▸ Source excerpt:
+ + + +

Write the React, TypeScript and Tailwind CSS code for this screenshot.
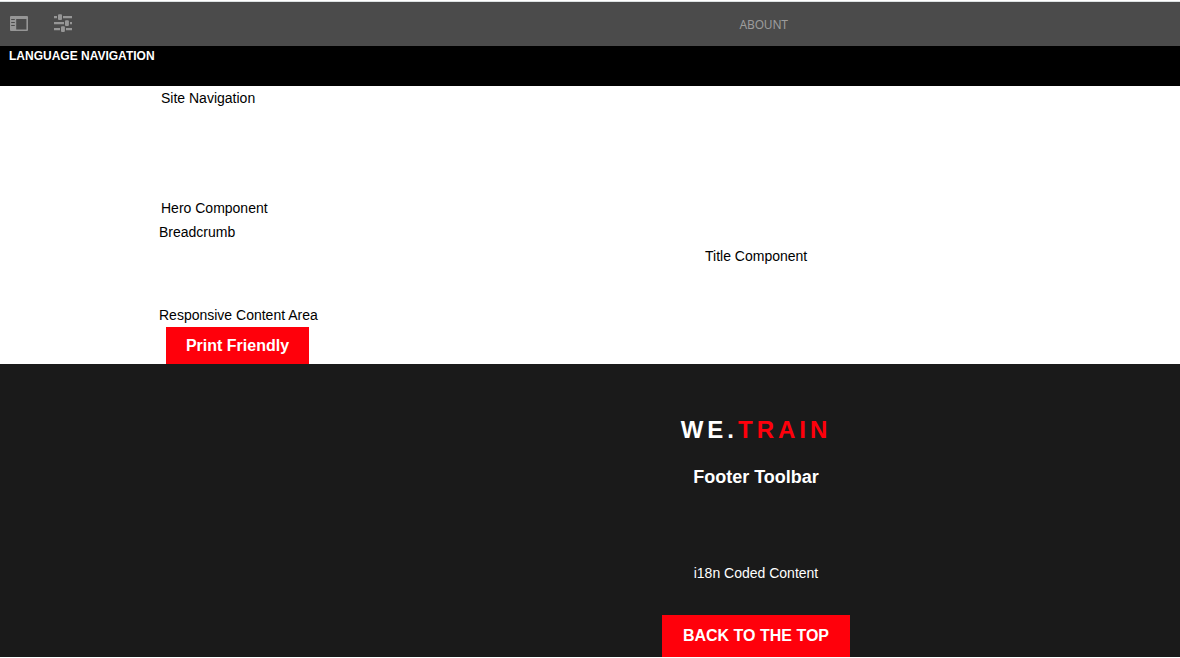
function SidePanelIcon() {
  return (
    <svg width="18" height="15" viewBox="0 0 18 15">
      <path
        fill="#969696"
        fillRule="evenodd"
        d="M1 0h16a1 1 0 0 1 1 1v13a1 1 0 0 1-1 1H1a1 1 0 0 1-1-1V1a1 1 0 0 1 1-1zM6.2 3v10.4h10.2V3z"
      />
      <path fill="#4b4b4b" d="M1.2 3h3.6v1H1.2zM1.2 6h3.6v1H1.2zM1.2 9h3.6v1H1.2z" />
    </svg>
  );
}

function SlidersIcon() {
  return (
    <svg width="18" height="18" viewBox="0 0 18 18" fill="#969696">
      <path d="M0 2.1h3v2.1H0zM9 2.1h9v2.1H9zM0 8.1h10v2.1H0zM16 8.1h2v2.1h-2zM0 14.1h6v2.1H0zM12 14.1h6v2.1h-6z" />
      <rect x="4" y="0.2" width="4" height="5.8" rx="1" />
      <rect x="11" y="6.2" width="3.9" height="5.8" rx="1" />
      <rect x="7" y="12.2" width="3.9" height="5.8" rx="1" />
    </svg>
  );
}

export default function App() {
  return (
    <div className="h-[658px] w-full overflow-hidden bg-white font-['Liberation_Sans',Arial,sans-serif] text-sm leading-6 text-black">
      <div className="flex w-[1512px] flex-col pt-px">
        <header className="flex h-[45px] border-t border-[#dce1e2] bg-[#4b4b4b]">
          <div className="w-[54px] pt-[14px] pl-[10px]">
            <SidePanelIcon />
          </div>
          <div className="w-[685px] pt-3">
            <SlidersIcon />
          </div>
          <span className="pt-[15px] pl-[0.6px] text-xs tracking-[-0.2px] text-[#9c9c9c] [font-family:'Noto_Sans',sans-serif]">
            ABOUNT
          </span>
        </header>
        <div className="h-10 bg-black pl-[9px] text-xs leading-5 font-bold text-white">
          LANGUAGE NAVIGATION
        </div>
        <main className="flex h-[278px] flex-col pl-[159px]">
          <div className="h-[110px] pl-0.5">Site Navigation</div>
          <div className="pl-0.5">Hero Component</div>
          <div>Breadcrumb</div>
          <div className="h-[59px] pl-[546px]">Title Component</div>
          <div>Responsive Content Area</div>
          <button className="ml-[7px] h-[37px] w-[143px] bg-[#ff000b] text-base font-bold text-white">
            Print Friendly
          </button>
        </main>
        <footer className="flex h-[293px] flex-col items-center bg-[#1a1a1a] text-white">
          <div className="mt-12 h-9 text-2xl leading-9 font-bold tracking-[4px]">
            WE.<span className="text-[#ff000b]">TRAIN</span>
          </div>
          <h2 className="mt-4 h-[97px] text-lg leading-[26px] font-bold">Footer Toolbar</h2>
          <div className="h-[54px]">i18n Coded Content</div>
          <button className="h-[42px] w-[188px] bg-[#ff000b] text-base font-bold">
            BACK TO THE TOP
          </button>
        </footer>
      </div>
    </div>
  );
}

+ + + +

▸ Task objective:
Using the material above, return every line exactly as it appears, minus the pictures.

▸ Task result:
Write the React, TypeScript and Tailwind CSS code for this screenshot.
function SidePanelIcon() {
  return (
    <svg width="18" height="15" viewBox="0 0 18 15">
      <path
        fill="#969696"
        fillRule="evenodd"
        d="M1 0h16a1 1 0 0 1 1 1v13a1 1 0 0 1-1 1H1a1 1 0 0 1-1-1V1a1 1 0 0 1 1-1zM6.2 3v10.4h10.2V3z"
      />
      <path fill="#4b4b4b" d="M1.2 3h3.6v1H1.2zM1.2 6h3.6v1H1.2zM1.2 9h3.6v1H1.2z" />
    </svg>
  );
}

function SlidersIcon() {
  return (
    <svg width="18" height="18" viewBox="0 0 18 18" fill="#969696">
      <path d="M0 2.1h3v2.1H0zM9 2.1h9v2.1H9zM0 8.1h10v2.1H0zM16 8.1h2v2.1h-2zM0 14.1h6v2.1H0zM12 14.1h6v2.1h-6z" />
      <rect x="4" y="0.2" width="4" height="5.8" rx="1" />
      <rect x="11" y="6.2" width="3.9" height="5.8" rx="1" />
      <rect x="7" y="12.2" width="3.9" height="5.8" rx="1" />
    </svg>
  );
}

export default function App() {
  return (
    <div className="h-[658px] w-full overflow-hidden bg-white font-['Liberation_Sans',Arial,sans-serif] text-sm leading-6 text-black">
      <div className="flex w-[1512px] flex-col pt-px">
        <header className="flex h-[45px] border-t border-[#dce1e2] bg-[#4b4b4b]">
          <div className="w-[54px] pt-[14px] pl-[10px]">
            <SidePanelIcon />
          </div>
          <div className="w-[685px] pt-3">
            <SlidersIcon />
          </div>
          <span className="pt-[15px] pl-[0.6px] text-xs tracking-[-0.2px] text-[#9c9c9c] [font-family:'Noto_Sans',sans-serif]">
            ABOUNT
          </span>
        </header>
        <div className="h-10 bg-black pl-[9px] text-xs leading-5 font-bold text-white">
          LANGUAGE NAVIGATION
        </div>
        <main className="flex h-[278px] flex-col pl-[159px]">
          <div className="h-[110px] pl-0.5">Site Navigation</div>
          <div className="pl-0.5">Hero Component</div>
          <div>Breadcrumb</div>
          <div className="h-[59px] pl-[546px]">Title Component</div>
          <div>Responsive Content Area</div>
          <button className="ml-[7px] h-[37px] w-[143px] bg-[#ff000b] text-base font-bold text-white">
            Print Friendly
          </button>
        </main>
        <footer className="flex h-[293px] flex-col items-center bg-[#1a1a1a] text-white">
          <div className="mt-12 h-9 text-2xl leading-9 font-bold tracking-[4px]">
            WE.<span className="text-[#ff000b]">TRAIN</span>
          </div>
          <h2 className="mt-4 h-[97px] text-lg leading-[26px] font-bold">Footer Toolbar</h2>
          <div className="h-[54px]">i18n Coded Content</div>
          <button className="h-[42px] w-[188px] bg-[#ff000b] text-base font-bold">
            BACK TO THE TOP
          </button>
        </footer>
      </div>
    </div>
  );
}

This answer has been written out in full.